Cylopentadiene-Based Hydrocarbon Resin

Preferred cyclopentadiene-based hydrocarbon resins for use in the invention include thermally polymerized, hydrogenated hydrocarbon tackifier resin which is a copolymer of a feedstock comprising a mixture of a vinyl aromatic stream containing styrene, alkyl substituted derivatives of styrene (such as alpha-methyl styrene), indene and alkyl substituted derivatives of indene; a cyclodiene stream comprising monomers, dimers and codimers of cyclopentadiene and alkyl substituted derivatives of cyclopentadiene; and optionally a C4-C5 acyclic diene stream.

In particular, the present invention can utilize a thermally polymerized, hydrogenated hydrocarbon tackifier resin which is a copolymer of a feedstock which comprises 100 parts of a vinyl aromatic stream containing styrene and indene and alkyl substituted derivatives thereof; 10 to 1000 parts of a cyclodiene stream comprising monomers, dimers and codimers of cyclopentadiene and alkyl substituted derivatives of cyclopentadiene; and optionally 0 to 100 parts of a C4-C5 acyclic diene stream.

A typical vinyl aromatic stream used to produce resins useful in the present invention has a composition of 7 wt % styrene; 30 wt % alkyl substituted derivatives of styrene, 13 wt % indene, 9 wt % alkyl substituted derivatives of indene and 41 wt % non-reactive aromatic components. The vinyl aromatic stream is obtained by steam cracking petroleum refinery streams and separating the fraction boiling in the range of 135° to 220° C. by fractional distillation.

A useful cyclodiene stream to make resins useful in the present invention comprises monomers, dimers and codimers of cyclopentadiene, and alkyl substituted derivatives of cyclopentadiene. This component of the feedstock is obtained by steam cracking petroleum refinery streams, separating a C5-C6 fraction boiling in the range of 30°-80° C., heat soaking to dimerize and codimerize the cyclopentadiene and alkyl substituted cyclopentadienes and distilling to remove unreacted C5-C6 components.

Two components of the feedstock, the vinyl aromatic stream and the cyclodiene stream, are combined in a mixture having about 100 parts vinyl aromatic components and 10 to 1000 parts cyclodiene component.

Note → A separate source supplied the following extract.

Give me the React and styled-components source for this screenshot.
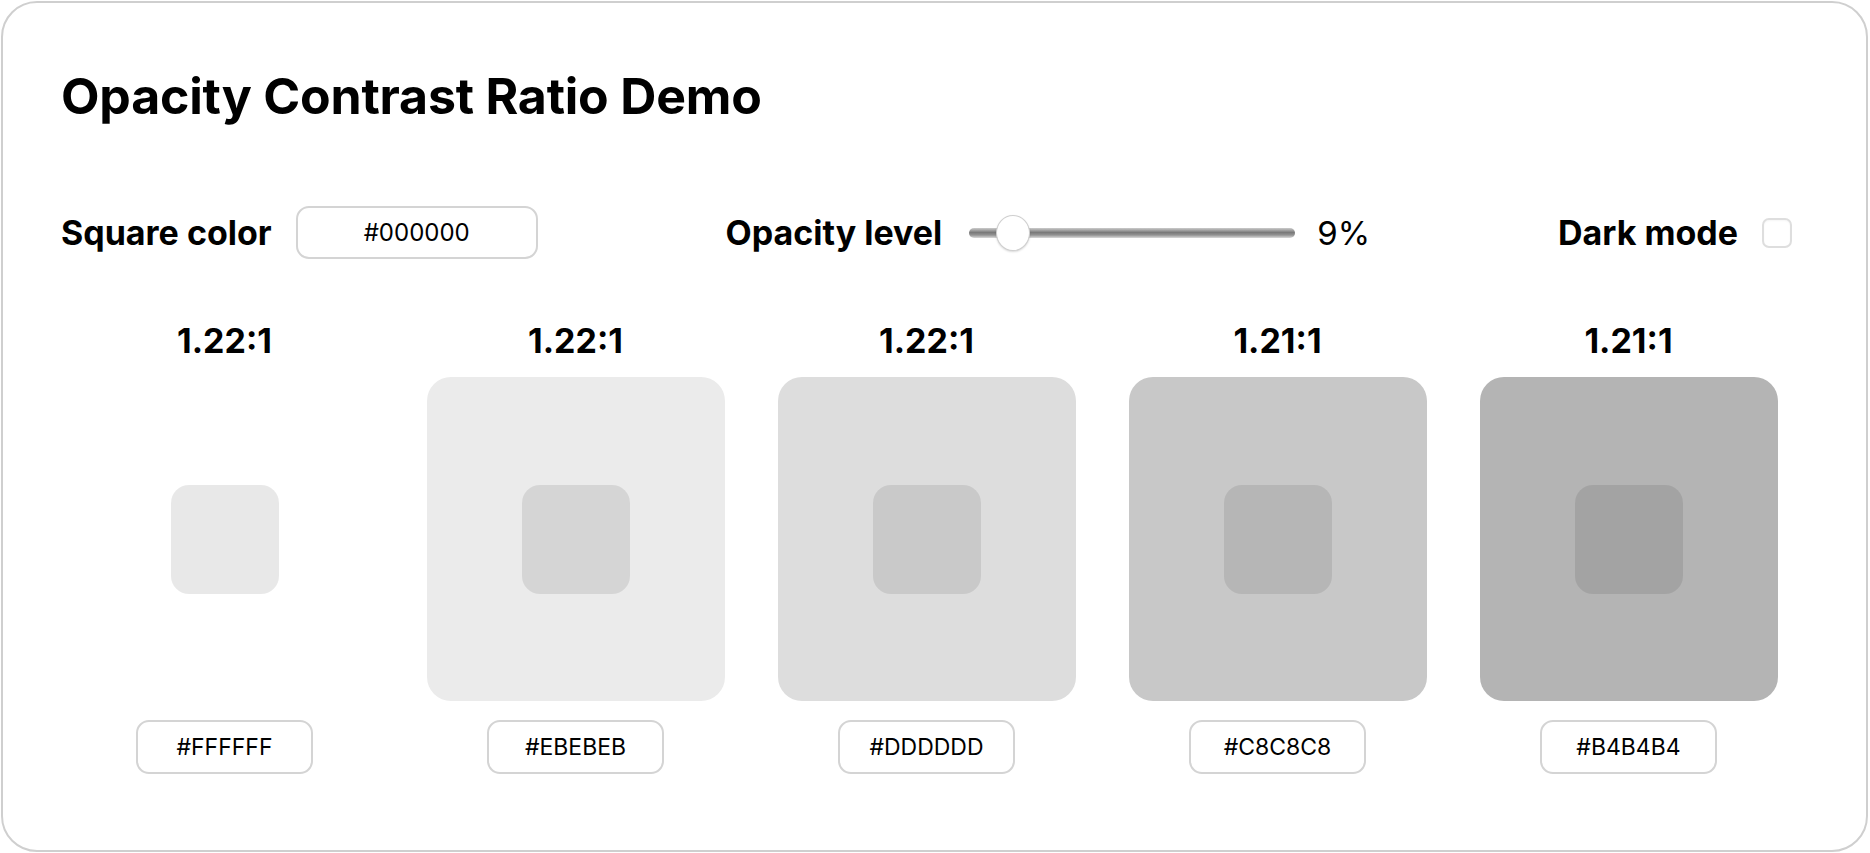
import styled, { createGlobalStyle } from 'styled-components';
import { useState } from "react"

const GlobalStyle = createGlobalStyle`
  html, body {
    margin: 0;
    padding: 0;
    background: #ffffff;
  }
  body {
    font-family: Inter, "Noto Sans", "Liberation Sans", sans-serif;
    color: #000;
  }
`

const toHex = (v) => '#' + v.toString(16).toUpperCase().padStart(2, '0').repeat(3)

function App() {
  const [opacity, setOpacity] = useState(9)
  const [dark, setDark] = useState(false)

  let swatches = [
    { bg: 255, ratio: "1.22:1" },
    { bg: 235, ratio: "1.22:1" },
    { bg: 221, ratio: "1.22:1" },
    { bg: 200, ratio: "1.21:1" },
    { bg: 180, ratio: "1.21:1" },
  ]

  return (
    <Page>
      <GlobalStyle />
      <Card>
        <Title>Opacity Contrast Ratio Demo</Title>
        <Controls>
          <Group>
            <Label>Square color</Label>
            <ColorInput defaultValue="#000000" />
          </Group>
          <Group>
            <Label>Opacity level</Label>
            <Slider
              type="range"
              min="0"
              max="100"
              value={opacity}
              onChange={e => setOpacity(Number(e.target.value))}
            />
            <Value>{opacity}%</Value>
          </Group>
          <Group>
            <Label>Dark mode</Label>
            <Check type="checkbox" checked={dark} onChange={() => setDark(!dark)} />
          </Group>
        </Controls>
        <Grid>
          {
            swatches.map((s, i) =>
              <Column key={i}>
                <Ratio>{s.ratio}</Ratio>
                <Outer style={{ backgroundColor: toHex(s.bg) }}>
                  <Inner style={{ backgroundColor: `rgba(0,0,0,${opacity / 100})` }} />
                </Outer>
                <Chip>{toHex(s.bg)}</Chip>
              </Column>
            )
          }
        </Grid>
      </Card>
    </Page>
  );
}

const Page = styled.div`
  padding: 1px 2px 1px 1px;
`

const Card = styled.div`
  box-sizing: border-box;
  height: 851px;
  border: 2px solid #cfcfcf;
  border-radius: 36px;
  padding: 63px 74px 0 58px;
  background: #fff;
`

const Title = styled.h1`
  margin: 0;
  font-size: 50px;
  line-height: 60px;
  font-weight: 700;
  letter-spacing: -0.2px;
`

const Controls = styled.div`
  display: flex;
  justify-content: space-between;
  align-items: center;
  margin-top: 80px;
  height: 53px;
`

const Group = styled.div`
  display: flex;
  align-items: center;
`

const Label = styled.span`
  font-size: 34px;
  font-weight: 700;
  margin-right: 24px;
`

const ColorInput = styled.input`
  box-sizing: border-box;
  width: 242px;
  height: 53px;
  border: 2px solid #d4d4d4;
  border-radius: 13px;
  text-align: center;
  font-family: Inter, "Noto Sans", sans-serif;
  font-size: 24px;
  color: #000;
  background: #fff;
  outline: none;
`

const Slider = styled.input`
  -webkit-appearance: none;
  appearance: none;
  width: 326px;
  height: 36px;
  margin: 0 22px 0 3px;
  background: transparent;

  &::-webkit-slider-runnable-track {
    height: 10px;
    border-radius: 5px;
    background: linear-gradient(to bottom, #cccccc 0%, #7a7a7a 45%, #929292 70%, #dadada 100%);
  }

  &::-webkit-slider-thumb {
    -webkit-appearance: none;
    appearance: none;
    width: 34px;
    height: 36px;
    margin-top: -13px;
    border-radius: 50%;
    background: #fff;
    border: 1px solid #cfcfcf;
    box-shadow: 0 1px 2px rgba(0,0,0,0.15);
  }
`

const Value = styled.span`
  font-size: 33px;
  font-weight: 400;
`

const Check = styled.input`
  -webkit-appearance: none;
  appearance: none;
  box-sizing: border-box;
  width: 30px;
  height: 30px;
  margin: 0;
  border: 2px solid #dedede;
  border-radius: 7px;
  background: #fff;
  box-shadow: inset 0 1px 2px rgba(0,0,0,0.04);
`

const Grid = styled.div`
  display: grid;
  grid-template-columns: repeat(5, 298px);
  column-gap: 53px;
  justify-content: center;
  margin-top: 62px;
`

const Column = styled.div`
  display: flex;
  flex-direction: column;
  align-items: center;
`

const Ratio = styled.div`
  font-size: 34px;
  line-height: 40px;
  font-weight: 700;
`

const Outer = styled.div`
  width: 298px;
  height: 324px;
  margin-top: 16px;
  border-radius: 24px;
  display: flex;
  align-items: center;
  justify-content: center;
`

const Inner = styled.div`
  width: 108px;
  height: 109px;
  border-radius: 18px;
`

const Chip = styled.div`
  box-sizing: border-box;
  width: 177px;
  height: 54px;
  margin-top: 19px;
  border: 2px solid #d4d4d4;
  border-radius: 13px;
  display: flex;
  align-items: center;
  justify-content: center;
  font-size: 23px;
`

export default App;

A preferred mixture of vinyl aromatic and cyclodiene components is 100 parts vinyl aromatic component to 50-80 parts cyclodiene component, preferably 60-70 parts, preferably about 66 parts. The feed mixture may also include a non-reactive polymerization diluent, such as toluene. The feed mixture may optionally contain up to 100 parts of an acyclic diene component. The resin feedstock mixture may be thermally polymerized at a temperature between 1600 and 320° C., preferably from 250°-290° C., for a period of 10 to 500 minutes, preferably 60-180 minutes. The resin solution that results from the thermal polymerization is stripped of solvent and unreacted monomers by heating to a temperature of from 150° -300° C., with or without the injection of steam. The resultant resin typically exhibits the following properties: softening point from 80° to 200° C., weight average molecular weight (Mw) by GPC from 300-1000, number average molecular weight (Mn) from 100-500, and dark color.

The resin is then hydrogenated to a level where the resultant resin contains about 1% to 20% aromatic hydrogens as measured by 1H-NMR. Hydrogenation may be by any means known in the art, such as is shown in U.S. Pat. No. 5,820,749, and in European patent nos. EP 0 516 733; and EP 0 046 634. Following hydrogenation, the resin can be stripped to softening points ranging from 70°-200° C., preferably 70°-130° C. The resultant hydrogenated resins preferably exhibit the following properties: weight average molecular weight (Mw) by GPC from 300-1000, number average molecular weight (Mn) from 100-500, a Mw/Mn ratio of about 2.1 and a Saybolt color of 23-30.

The presence of the olefinic diluent allows the hydrogenation reactor to achieve a desirable rapid increase in temperature early in the hydrogenation run. The rapid increase in temperature results from the rapid exothermic hydrogenation reaction of converting the olefinic diluent to a paraffin. The amount of olefinic diluent used should be such that the exothermic reaction increases the hydrogenation reactor temperature by 40° to 140° C. Preferably, the temperature increase should be in the range of 80°-110° C. The desired peak temperature in the hydrogenation reactor should be in the range of 280°-320° C. when the olefinic diluent is used in a hydrogenation reactor having an inlet temperature ranging from 180°-240° C. The olefinic diluent may be any olefin, preferably a mono-olefin, having 3 to 20 carbon atoms, preferably 5 to 12 carbon atoms. The solvent diluent may be any saturated hydrocarbon solvent, preferably aliphatic or cycloaliphatic in nature. The solution that results from the hydrogenation process is stripped of solvent and oligomeric material by heating to temperatures of from 150°-350° C., with or without the injection of steam.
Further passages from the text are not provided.